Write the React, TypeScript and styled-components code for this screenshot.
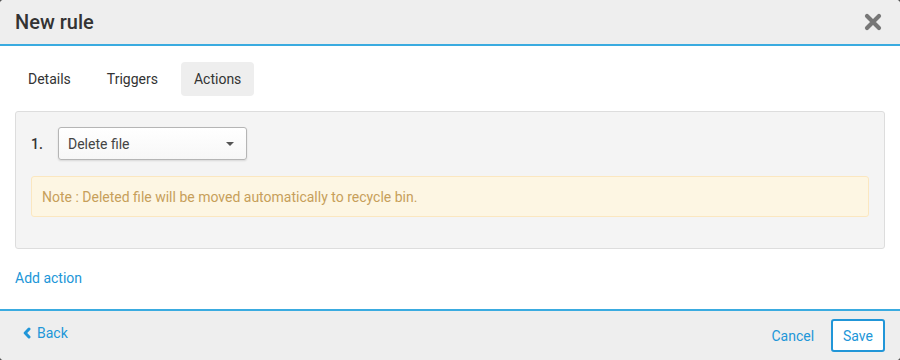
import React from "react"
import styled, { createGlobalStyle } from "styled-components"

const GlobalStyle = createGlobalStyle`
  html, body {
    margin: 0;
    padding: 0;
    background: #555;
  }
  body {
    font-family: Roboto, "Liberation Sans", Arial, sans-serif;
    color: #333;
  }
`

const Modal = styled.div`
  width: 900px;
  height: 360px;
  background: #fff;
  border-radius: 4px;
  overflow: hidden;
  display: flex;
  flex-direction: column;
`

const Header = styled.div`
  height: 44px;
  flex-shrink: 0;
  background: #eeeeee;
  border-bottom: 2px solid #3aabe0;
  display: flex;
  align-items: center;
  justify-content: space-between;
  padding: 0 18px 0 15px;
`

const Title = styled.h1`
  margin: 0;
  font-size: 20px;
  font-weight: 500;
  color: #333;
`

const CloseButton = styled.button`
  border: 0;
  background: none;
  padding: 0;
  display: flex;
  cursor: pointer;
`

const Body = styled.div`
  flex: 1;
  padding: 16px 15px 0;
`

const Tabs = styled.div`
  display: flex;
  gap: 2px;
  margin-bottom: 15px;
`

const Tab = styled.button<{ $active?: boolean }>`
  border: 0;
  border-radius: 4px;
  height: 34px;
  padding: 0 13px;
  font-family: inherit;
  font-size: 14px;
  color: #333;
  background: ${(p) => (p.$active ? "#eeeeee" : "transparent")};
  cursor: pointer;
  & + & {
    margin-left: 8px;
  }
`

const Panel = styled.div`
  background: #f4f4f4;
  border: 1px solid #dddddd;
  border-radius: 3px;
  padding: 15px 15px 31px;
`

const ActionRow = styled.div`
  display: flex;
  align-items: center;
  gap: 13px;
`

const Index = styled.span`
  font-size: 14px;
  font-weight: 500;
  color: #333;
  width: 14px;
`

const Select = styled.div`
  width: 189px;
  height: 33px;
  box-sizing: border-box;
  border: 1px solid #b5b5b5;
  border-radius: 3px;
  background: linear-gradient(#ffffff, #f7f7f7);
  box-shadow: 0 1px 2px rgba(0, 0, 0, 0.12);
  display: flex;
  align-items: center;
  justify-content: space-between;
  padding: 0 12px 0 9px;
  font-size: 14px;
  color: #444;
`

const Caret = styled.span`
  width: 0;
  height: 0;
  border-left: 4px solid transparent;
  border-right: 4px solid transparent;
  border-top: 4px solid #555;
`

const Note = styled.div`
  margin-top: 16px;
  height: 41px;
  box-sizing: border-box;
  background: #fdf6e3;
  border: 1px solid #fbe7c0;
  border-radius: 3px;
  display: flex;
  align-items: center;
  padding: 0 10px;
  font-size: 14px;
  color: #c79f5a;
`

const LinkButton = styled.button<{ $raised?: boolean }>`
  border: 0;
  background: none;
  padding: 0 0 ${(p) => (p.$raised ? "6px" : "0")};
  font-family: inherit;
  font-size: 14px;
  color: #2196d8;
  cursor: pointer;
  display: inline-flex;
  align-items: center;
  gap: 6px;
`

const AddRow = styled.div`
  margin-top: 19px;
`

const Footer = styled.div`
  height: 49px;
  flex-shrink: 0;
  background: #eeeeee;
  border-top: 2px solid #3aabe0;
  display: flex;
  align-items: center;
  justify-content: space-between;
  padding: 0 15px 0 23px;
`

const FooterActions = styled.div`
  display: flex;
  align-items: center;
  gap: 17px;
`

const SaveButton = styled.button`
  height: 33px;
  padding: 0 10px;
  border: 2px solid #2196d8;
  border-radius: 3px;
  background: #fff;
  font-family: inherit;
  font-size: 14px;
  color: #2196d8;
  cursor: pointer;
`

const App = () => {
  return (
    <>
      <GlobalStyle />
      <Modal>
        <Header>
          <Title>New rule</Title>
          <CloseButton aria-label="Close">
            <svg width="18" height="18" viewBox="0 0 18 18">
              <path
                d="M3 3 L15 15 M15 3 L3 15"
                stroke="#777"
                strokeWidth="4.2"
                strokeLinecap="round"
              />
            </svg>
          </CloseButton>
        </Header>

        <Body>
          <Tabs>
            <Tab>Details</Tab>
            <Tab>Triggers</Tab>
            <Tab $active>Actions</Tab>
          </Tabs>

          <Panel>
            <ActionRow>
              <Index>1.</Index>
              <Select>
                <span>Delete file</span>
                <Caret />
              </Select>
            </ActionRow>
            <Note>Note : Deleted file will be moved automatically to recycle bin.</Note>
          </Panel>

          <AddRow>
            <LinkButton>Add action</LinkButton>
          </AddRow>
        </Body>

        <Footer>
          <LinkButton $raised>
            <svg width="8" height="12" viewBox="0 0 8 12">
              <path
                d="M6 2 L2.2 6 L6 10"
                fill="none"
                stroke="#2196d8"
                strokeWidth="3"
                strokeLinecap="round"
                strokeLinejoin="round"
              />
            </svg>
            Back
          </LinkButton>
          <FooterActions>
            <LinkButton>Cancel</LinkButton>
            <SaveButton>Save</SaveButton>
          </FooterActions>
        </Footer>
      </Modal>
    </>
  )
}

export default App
- - -
Goal of the exercise:
Take the listing above and restate it word for word, without its pictures.

Complete response:
Write the React, TypeScript and styled-components code for this screenshot.
import React from "react"
import styled, { createGlobalStyle } from "styled-components"

const GlobalStyle = createGlobalStyle`
  html, body {
    margin: 0;
    padding: 0;
    background: #555;
  }
  body {
    font-family: Roboto, "Liberation Sans", Arial, sans-serif;
    color: #333;
  }
`

const Modal = styled.div`
  width: 900px;
  height: 360px;
  background: #fff;
  border-radius: 4px;
  overflow: hidden;
  display: flex;
  flex-direction: column;
`

const Header = styled.div`
  height: 44px;
  flex-shrink: 0;
  background: #eeeeee;
  border-bottom: 2px solid #3aabe0;
  display: flex;
  align-items: center;
  justify-content: space-between;
  padding: 0 18px 0 15px;
`

const Title = styled.h1`
  margin: 0;
  font-size: 20px;
  font-weight: 500;
  color: #333;
`

const CloseButton = styled.button`
  border: 0;
  background: none;
  padding: 0;
  display: flex;
  cursor: pointer;
`

const Body = styled.div`
  flex: 1;
  padding: 16px 15px 0;
`

const Tabs = styled.div`
  display: flex;
  gap: 2px;
  margin-bottom: 15px;
`

const Tab = styled.button<{ $active?: boolean }>`
  border: 0;
  border-radius: 4px;
  height: 34px;
  padding: 0 13px;
  font-family: inherit;
  font-size: 14px;
  color: #333;
  background: ${(p) => (p.$active ? "#eeeeee" : "transparent")};
  cursor: pointer;
  & + & {
    margin-left: 8px;
  }
`

const Panel = styled.div`
  background: #f4f4f4;
  border: 1px solid #dddddd;
  border-radius: 3px;
  padding: 15px 15px 31px;
`

const ActionRow = styled.div`
  display: flex;
  align-items: center;
  gap: 13px;
`

const Index = styled.span`
  font-size: 14px;
  font-weight: 500;
  color: #333;
  width: 14px;
`

const Select = styled.div`
  width: 189px;
  height: 33px;
  box-sizing: border-box;
  border: 1px solid #b5b5b5;
  border-radius: 3px;
  background: linear-gradient(#ffffff, #f7f7f7);
  box-shadow: 0 1px 2px rgba(0, 0, 0, 0.12);
  display: flex;
  align-items: center;
  justify-content: space-between;
  padding: 0 12px 0 9px;
  font-size: 14px;
  color: #444;
`

const Caret = styled.span`
  width: 0;
  height: 0;
  border-left: 4px solid transparent;
  border-right: 4px solid transparent;
  border-top: 4px solid #555;
`

const Note = styled.div`
  margin-top: 16px;
  height: 41px;
  box-sizing: border-box;
  background: #fdf6e3;
  border: 1px solid #fbe7c0;
  border-radius: 3px;
  display: flex;
  align-items: center;
  padding: 0 10px;
  font-size: 14px;
  color: #c79f5a;
`

const LinkButton = styled.button<{ $raised?: boolean }>`
  border: 0;
  background: none;
  padding: 0 0 ${(p) => (p.$raised ? "6px" : "0")};
  font-family: inherit;
  font-size: 14px;
  color: #2196d8;
  cursor: pointer;
  display: inline-flex;
  align-items: center;
  gap: 6px;
`

const AddRow = styled.div`
  margin-top: 19px;
`

const Footer = styled.div`
  height: 49px;
  flex-shrink: 0;
  background: #eeeeee;
  border-top: 2px solid #3aabe0;
  display: flex;
  align-items: center;
  justify-content: space-between;
  padding: 0 15px 0 23px;
`

const FooterActions = styled.div`
  display: flex;
  align-items: center;
  gap: 17px;
`

const SaveButton = styled.button`
  height: 33px;
  padding: 0 10px;
  border: 2px solid #2196d8;
  border-radius: 3px;
  background: #fff;
  font-family: inherit;
  font-size: 14px;
  color: #2196d8;
  cursor: pointer;
`

const App = () => {
  return (
    <>
      <GlobalStyle />
      <Modal>
        <Header>
          <Title>New rule</Title>
          <CloseButton aria-label="Close">
            <svg width="18" height="18" viewBox="0 0 18 18">
              <path
                d="M3 3 L15 15 M15 3 L3 15"
                stroke="#777"
                strokeWidth="4.2"
                strokeLinecap="round"
              />
            </svg>
          </CloseButton>
        </Header>

        <Body>
          <Tabs>
            <Tab>Details</Tab>
            <Tab>Triggers</Tab>
            <Tab $active>Actions</Tab>
          </Tabs>

          <Panel>
            <ActionRow>
              <Index>1.</Index>
              <Select>
                <span>Delete file</span>
                <Caret />
              </Select>
            </ActionRow>
            <Note>Note : Deleted file will be moved automatically to recycle bin.</Note>
          </Panel>

          <AddRow>
            <LinkButton>Add action</LinkButton>
          </AddRow>
        </Body>

        <Footer>
          <LinkButton $raised>
            <svg width="8" height="12" viewBox="0 0 8 12">
              <path
                d="M6 2 L2.2 6 L6 10"
                fill="none"
                stroke="#2196d8"
                strokeWidth="3"
                strokeLinecap="round"
                strokeLinejoin="round"
              />
            </svg>
            Back
          </LinkButton>
          <FooterActions>
            <LinkButton>Cancel</LinkButton>
            <SaveButton>Save</SaveButton>
          </FooterActions>
        </Footer>
      </Modal>
    </>
  )
}

export default App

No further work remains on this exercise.